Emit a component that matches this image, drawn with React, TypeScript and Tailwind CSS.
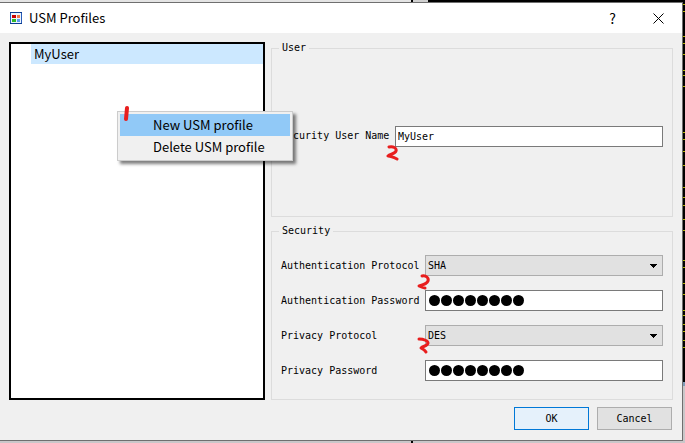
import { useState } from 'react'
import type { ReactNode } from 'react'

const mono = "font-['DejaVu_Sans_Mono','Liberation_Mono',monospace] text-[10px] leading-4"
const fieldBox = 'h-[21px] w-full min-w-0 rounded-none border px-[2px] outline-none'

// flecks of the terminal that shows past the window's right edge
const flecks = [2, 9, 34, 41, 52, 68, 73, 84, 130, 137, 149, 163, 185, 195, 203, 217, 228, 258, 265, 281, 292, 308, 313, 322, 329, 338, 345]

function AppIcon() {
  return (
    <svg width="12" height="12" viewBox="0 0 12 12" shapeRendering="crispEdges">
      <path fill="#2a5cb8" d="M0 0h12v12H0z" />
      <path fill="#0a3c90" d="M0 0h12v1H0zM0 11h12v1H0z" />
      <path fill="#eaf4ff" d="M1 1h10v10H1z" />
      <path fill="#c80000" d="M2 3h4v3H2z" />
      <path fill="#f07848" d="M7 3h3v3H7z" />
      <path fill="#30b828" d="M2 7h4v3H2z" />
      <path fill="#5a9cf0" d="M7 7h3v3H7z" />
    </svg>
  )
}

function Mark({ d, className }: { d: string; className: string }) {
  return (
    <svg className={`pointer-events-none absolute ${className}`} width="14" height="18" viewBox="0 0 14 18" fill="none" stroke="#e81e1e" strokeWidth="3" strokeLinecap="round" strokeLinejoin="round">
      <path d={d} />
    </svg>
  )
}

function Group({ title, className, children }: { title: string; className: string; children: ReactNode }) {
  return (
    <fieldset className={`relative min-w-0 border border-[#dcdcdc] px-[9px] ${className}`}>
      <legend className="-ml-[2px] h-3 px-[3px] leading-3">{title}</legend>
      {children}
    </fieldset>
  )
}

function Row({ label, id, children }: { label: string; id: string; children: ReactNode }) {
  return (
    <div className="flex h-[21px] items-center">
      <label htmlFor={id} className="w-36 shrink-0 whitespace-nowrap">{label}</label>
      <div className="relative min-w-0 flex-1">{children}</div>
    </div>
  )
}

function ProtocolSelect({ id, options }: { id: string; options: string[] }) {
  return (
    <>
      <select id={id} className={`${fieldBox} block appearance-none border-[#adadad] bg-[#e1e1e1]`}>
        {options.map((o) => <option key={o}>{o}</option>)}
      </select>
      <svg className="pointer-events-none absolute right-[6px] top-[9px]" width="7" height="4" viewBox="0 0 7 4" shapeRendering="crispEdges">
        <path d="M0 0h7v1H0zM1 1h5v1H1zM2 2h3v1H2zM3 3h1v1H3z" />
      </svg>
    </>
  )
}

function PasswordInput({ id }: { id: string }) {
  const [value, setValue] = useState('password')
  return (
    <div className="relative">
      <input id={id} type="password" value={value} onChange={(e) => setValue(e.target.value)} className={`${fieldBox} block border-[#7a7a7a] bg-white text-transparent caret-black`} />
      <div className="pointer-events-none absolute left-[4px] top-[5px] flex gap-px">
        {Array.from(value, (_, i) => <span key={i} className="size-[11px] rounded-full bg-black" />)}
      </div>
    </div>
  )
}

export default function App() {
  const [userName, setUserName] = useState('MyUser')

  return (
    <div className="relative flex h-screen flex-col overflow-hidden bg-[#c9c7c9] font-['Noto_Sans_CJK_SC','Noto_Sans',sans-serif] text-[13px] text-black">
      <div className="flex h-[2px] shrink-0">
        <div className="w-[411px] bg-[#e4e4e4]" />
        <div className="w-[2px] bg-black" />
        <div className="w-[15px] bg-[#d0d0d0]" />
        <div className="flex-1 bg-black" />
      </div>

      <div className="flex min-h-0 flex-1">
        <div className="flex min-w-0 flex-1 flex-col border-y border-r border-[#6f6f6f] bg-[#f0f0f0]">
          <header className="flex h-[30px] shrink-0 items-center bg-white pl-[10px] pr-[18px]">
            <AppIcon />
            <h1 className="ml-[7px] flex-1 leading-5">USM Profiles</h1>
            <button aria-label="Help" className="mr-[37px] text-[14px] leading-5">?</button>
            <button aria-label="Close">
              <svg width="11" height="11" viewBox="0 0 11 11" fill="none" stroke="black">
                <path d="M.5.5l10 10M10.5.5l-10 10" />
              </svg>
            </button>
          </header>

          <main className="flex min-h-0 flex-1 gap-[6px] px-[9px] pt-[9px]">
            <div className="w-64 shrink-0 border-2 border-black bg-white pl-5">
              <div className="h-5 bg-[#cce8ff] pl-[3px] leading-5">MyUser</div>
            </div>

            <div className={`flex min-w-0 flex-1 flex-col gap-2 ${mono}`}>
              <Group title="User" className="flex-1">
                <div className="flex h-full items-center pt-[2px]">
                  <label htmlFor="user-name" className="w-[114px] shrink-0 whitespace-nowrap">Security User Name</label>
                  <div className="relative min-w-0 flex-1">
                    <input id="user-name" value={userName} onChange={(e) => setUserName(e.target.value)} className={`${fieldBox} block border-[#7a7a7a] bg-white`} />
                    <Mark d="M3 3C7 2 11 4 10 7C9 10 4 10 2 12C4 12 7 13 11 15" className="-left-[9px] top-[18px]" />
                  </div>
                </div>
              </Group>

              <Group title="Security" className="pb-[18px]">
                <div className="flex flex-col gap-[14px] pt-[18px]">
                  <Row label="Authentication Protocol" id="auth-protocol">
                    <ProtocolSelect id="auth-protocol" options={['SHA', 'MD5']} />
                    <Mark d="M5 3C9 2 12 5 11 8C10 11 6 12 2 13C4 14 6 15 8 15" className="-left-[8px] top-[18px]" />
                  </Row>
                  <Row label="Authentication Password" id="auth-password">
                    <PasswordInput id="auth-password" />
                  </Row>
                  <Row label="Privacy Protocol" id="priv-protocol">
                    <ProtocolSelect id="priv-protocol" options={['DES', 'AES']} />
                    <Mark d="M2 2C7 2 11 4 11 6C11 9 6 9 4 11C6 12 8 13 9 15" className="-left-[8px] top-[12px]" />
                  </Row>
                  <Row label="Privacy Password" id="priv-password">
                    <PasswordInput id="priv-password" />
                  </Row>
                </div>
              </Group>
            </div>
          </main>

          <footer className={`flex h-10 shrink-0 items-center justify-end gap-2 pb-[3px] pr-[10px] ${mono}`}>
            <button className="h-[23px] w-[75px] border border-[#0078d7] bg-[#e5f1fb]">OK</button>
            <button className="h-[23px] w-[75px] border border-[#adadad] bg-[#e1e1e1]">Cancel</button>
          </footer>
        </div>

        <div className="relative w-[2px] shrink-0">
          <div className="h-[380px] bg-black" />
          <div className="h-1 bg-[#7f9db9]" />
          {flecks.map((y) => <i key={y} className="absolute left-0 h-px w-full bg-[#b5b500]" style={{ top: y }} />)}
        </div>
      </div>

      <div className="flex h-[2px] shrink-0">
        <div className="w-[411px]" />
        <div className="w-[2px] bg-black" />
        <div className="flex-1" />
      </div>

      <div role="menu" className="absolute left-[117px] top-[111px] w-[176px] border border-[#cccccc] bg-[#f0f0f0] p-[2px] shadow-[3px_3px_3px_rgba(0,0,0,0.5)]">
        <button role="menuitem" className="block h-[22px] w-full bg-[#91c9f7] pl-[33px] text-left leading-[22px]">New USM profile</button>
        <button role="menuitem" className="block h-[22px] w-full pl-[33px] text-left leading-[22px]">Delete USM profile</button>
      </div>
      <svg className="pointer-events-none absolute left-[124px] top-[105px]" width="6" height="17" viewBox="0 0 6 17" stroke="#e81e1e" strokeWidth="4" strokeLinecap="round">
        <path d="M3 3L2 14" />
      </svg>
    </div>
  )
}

**EXERCISE**
From the first line of the material down to the line containing "329, 338, 345]", inclusive, return each line exactly, skipping any picture.

**RESPONSE TO THE EXERCISE**
Emit a component that matches this image, drawn with React, TypeScript and Tailwind CSS.
import { useState } from 'react'
import type { ReactNode } from 'react'

const mono = "font-['DejaVu_Sans_Mono','Liberation_Mono',monospace] text-[10px] leading-4"
const fieldBox = 'h-[21px] w-full min-w-0 rounded-none border px-[2px] outline-none'

// flecks of the terminal that shows past the window's right edge
const flecks = [2, 9, 34, 41, 52, 68, 73, 84, 130, 137, 149, 163, 185, 195, 203, 217, 228, 258, 265, 281, 292, 308, 313, 322, 329, 338, 345]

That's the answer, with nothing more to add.